The request:
Write out the listing below exactly, and omit any images you find in it.

Dataset extract:
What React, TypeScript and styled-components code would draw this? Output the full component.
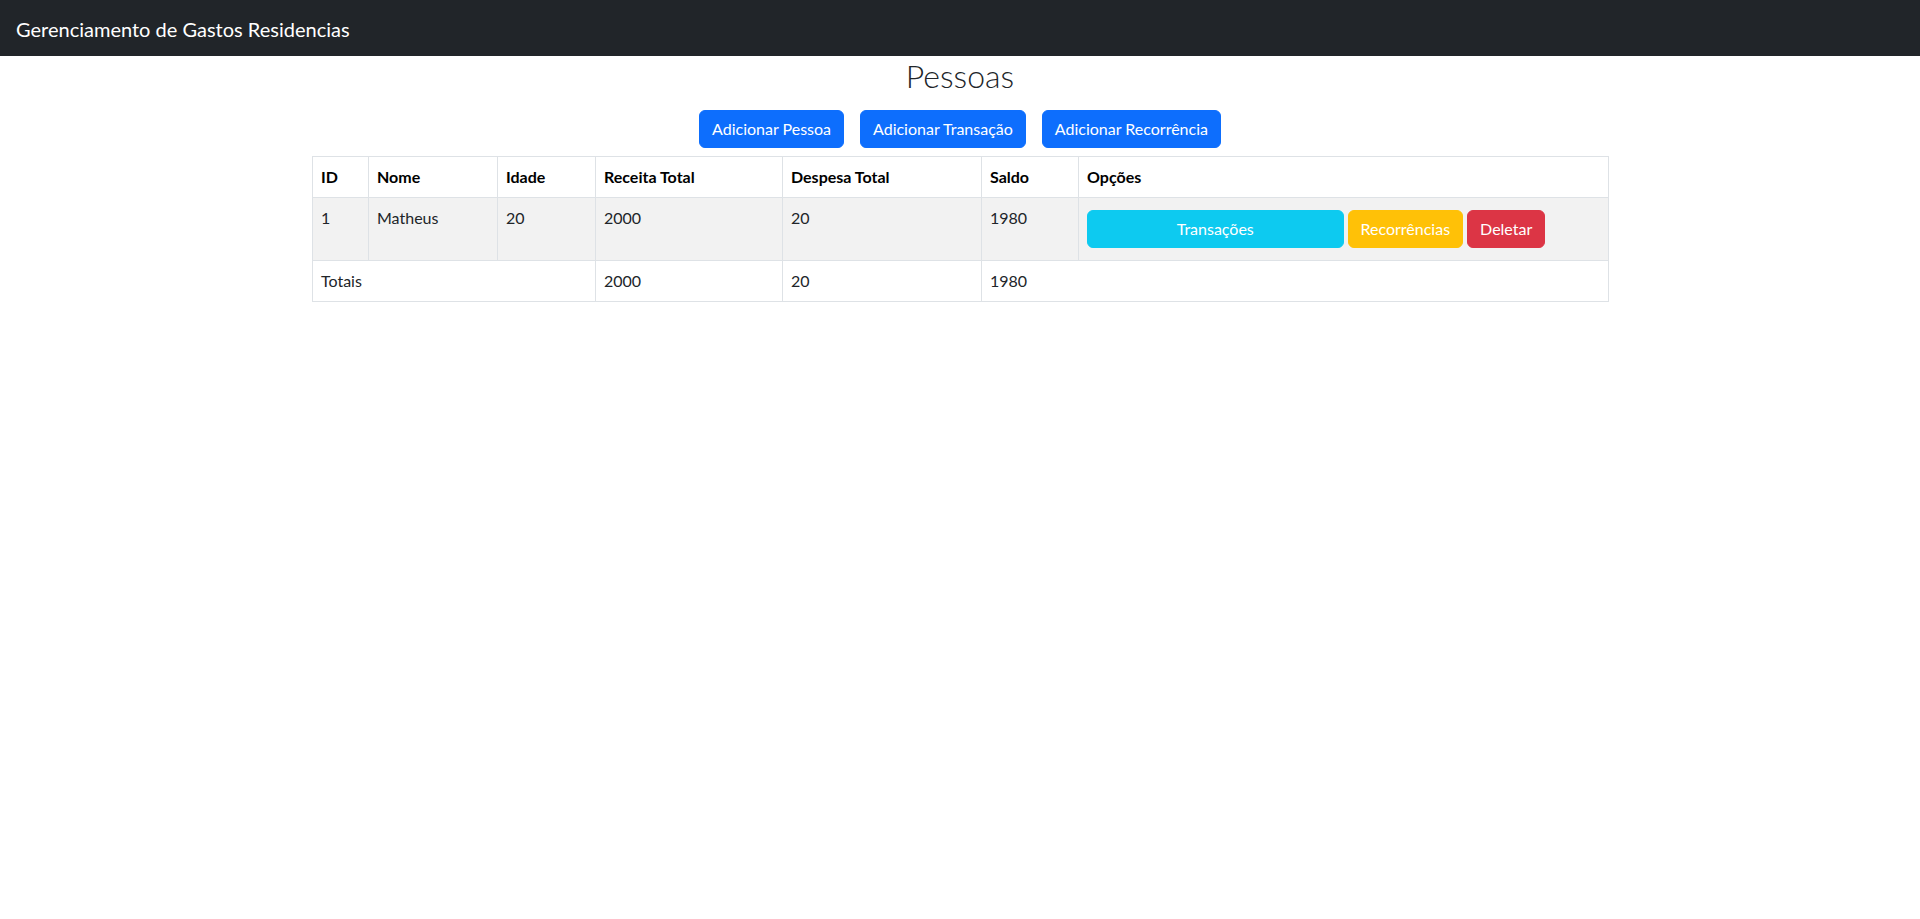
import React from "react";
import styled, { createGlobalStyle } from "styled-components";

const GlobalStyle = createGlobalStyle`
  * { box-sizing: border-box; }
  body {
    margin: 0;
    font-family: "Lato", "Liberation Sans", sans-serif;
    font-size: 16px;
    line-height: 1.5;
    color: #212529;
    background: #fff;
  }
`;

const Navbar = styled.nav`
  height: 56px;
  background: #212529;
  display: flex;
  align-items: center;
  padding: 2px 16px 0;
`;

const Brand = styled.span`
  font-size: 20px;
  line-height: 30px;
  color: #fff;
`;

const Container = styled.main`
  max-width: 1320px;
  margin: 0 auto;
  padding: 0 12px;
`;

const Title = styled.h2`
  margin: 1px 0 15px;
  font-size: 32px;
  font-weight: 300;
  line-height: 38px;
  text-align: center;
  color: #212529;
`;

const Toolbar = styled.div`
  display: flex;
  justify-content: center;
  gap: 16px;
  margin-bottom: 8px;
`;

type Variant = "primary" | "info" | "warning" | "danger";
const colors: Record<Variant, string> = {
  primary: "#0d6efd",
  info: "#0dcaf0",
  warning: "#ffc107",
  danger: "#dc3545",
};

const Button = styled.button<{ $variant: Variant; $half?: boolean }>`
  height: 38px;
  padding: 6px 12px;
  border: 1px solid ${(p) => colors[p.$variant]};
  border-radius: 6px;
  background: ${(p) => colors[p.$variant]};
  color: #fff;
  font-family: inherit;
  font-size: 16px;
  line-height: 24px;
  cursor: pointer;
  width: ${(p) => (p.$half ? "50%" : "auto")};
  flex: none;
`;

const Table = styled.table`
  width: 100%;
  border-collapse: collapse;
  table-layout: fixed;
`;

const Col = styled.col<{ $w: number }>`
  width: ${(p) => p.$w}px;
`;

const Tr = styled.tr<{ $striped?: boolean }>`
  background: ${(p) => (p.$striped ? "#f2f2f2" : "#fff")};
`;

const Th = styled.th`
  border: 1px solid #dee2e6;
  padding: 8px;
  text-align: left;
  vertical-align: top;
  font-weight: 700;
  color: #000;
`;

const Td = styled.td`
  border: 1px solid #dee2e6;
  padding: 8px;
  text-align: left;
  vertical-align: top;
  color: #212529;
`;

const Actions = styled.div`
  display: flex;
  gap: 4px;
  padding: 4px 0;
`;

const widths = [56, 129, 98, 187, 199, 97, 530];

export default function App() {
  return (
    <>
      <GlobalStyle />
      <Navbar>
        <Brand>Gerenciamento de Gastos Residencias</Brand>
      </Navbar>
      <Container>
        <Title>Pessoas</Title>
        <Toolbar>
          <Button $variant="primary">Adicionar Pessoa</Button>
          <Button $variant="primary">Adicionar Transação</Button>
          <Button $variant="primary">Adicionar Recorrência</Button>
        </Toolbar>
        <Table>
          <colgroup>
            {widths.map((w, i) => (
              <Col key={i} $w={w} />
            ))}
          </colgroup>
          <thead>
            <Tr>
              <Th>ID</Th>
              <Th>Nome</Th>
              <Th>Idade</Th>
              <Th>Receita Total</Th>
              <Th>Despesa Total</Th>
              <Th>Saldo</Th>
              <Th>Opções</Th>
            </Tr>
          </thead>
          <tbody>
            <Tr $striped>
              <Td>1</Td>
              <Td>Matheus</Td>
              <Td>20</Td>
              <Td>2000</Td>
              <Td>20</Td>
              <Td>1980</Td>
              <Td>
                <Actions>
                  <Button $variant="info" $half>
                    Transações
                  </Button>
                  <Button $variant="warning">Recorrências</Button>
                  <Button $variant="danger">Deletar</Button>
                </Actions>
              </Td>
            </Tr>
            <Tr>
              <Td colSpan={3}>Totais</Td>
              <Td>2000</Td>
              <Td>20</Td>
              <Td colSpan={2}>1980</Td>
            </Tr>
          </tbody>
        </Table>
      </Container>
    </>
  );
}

Output for this exercise:
What React, TypeScript and styled-components code would draw this? Output the full component.
import React from "react";
import styled, { createGlobalStyle } from "styled-components";

const GlobalStyle = createGlobalStyle`
  * { box-sizing: border-box; }
  body {
    margin: 0;
    font-family: "Lato", "Liberation Sans", sans-serif;
    font-size: 16px;
    line-height: 1.5;
    color: #212529;
    background: #fff;
  }
`;

const Navbar = styled.nav`
  height: 56px;
  background: #212529;
  display: flex;
  align-items: center;
  padding: 2px 16px 0;
`;

const Brand = styled.span`
  font-size: 20px;
  line-height: 30px;
  color: #fff;
`;

const Container = styled.main`
  max-width: 1320px;
  margin: 0 auto;
  padding: 0 12px;
`;

const Title = styled.h2`
  margin: 1px 0 15px;
  font-size: 32px;
  font-weight: 300;
  line-height: 38px;
  text-align: center;
  color: #212529;
`;

const Toolbar = styled.div`
  display: flex;
  justify-content: center;
  gap: 16px;
  margin-bottom: 8px;
`;

type Variant = "primary" | "info" | "warning" | "danger";
const colors: Record<Variant, string> = {
  primary: "#0d6efd",
  info: "#0dcaf0",
  warning: "#ffc107",
  danger: "#dc3545",
};

const Button = styled.button<{ $variant: Variant; $half?: boolean }>`
  height: 38px;
  padding: 6px 12px;
  border: 1px solid ${(p) => colors[p.$variant]};
  border-radius: 6px;
  background: ${(p) => colors[p.$variant]};
  color: #fff;
  font-family: inherit;
  font-size: 16px;
  line-height: 24px;
  cursor: pointer;
  width: ${(p) => (p.$half ? "50%" : "auto")};
  flex: none;
`;

const Table = styled.table`
  width: 100%;
  border-collapse: collapse;
  table-layout: fixed;
`;

const Col = styled.col<{ $w: number }>`
  width: ${(p) => p.$w}px;
`;

const Tr = styled.tr<{ $striped?: boolean }>`
  background: ${(p) => (p.$striped ? "#f2f2f2" : "#fff")};
`;

const Th = styled.th`
  border: 1px solid #dee2e6;
  padding: 8px;
  text-align: left;
  vertical-align: top;
  font-weight: 700;
  color: #000;
`;

const Td = styled.td`
  border: 1px solid #dee2e6;
  padding: 8px;
  text-align: left;
  vertical-align: top;
  color: #212529;
`;

const Actions = styled.div`
  display: flex;
  gap: 4px;
  padding: 4px 0;
`;

const widths = [56, 129, 98, 187, 199, 97, 530];

export default function App() {
  return (
    <>
      <GlobalStyle />
      <Navbar>
        <Brand>Gerenciamento de Gastos Residencias</Brand>
      </Navbar>
      <Container>
        <Title>Pessoas</Title>
        <Toolbar>
          <Button $variant="primary">Adicionar Pessoa</Button>
          <Button $variant="primary">Adicionar Transação</Button>
          <Button $variant="primary">Adicionar Recorrência</Button>
        </Toolbar>
        <Table>
          <colgroup>
            {widths.map((w, i) => (
              <Col key={i} $w={w} />
            ))}
          </colgroup>
          <thead>
            <Tr>
              <Th>ID</Th>
              <Th>Nome</Th>
              <Th>Idade</Th>
              <Th>Receita Total</Th>
              <Th>Despesa Total</Th>
              <Th>Saldo</Th>
              <Th>Opções</Th>
            </Tr>
          </thead>
          <tbody>
            <Tr $striped>
              <Td>1</Td>
              <Td>Matheus</Td>
              <Td>20</Td>
              <Td>2000</Td>
              <Td>20</Td>
              <Td>1980</Td>
              <Td>
                <Actions>
                  <Button $variant="info" $half>
                    Transações
                  </Button>
                  <Button $variant="warning">Recorrências</Button>
                  <Button $variant="danger">Deletar</Button>
                </Actions>
              </Td>
            </Tr>
            <Tr>
              <Td colSpan={3}>Totais</Td>
              <Td>2000</Td>
              <Td>20</Td>
              <Td colSpan={2}>1980</Td>
            </Tr>
          </tbody>
        </Table>
      </Container>
    </>
  );
}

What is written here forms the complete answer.